Decisions and Power

Consensus, Compromise, or Pay Off?

Payoffs and Other Slimy Deals

The board of a wildlife federation reaches consensus on a plan to save a threatened wild bird’s habitat. Then they delete the budget for legal action. A Senate committee unanimously recommends legislation after adding amendments for unrelated items. They gave each Senator something they wanted. A bike trail organization stops protesting a new parking lot when it was promised a wider bike path.

Is this the same kind of push and pull that is required to reach consensus? Rather obviously, I’m going to say no.

Less effective than consensus

All these solutions are compromises and payoffs. They will not move any of these groups toward their aims. The wildlife federation board’s action plan has no teeth. The Senate has produced a cluttered resource-wasting piece of legislation. The bike trail group has shown themselves to be easily bought and their values open to manipulation.
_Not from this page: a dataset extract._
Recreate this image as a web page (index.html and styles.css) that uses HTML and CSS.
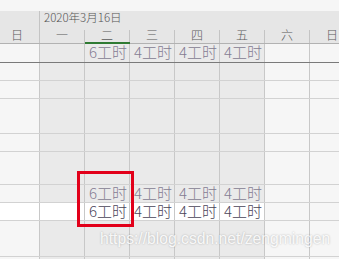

A consensus decision is characterized by its ability to help the group work toward its aim enthusiastically. Each member consents only when they can actively support and implement the proposed action. The proposal may not be comprehensive or ideal but under the circumstances, in the eyes of each member, it is the most effective that can be achieved. By definition, compromises and payoffs do not reach this standard.

Compromises and payoffs discourage commitment

The wildlife federation decision may well discourage action altogether and the organization may seem foolish. The cluttered legislative proposal with all its aim-irrelevant provisions is unlikely to be supported. And if passed, not implemented. In the bike trail group where members often have strong social values, even one trade-off will weaken support.

Members build organizations. Compromises and pay-offs discourage member support and participation.  To achieve the aim of the organization, its members must still be supportive after decisions are made.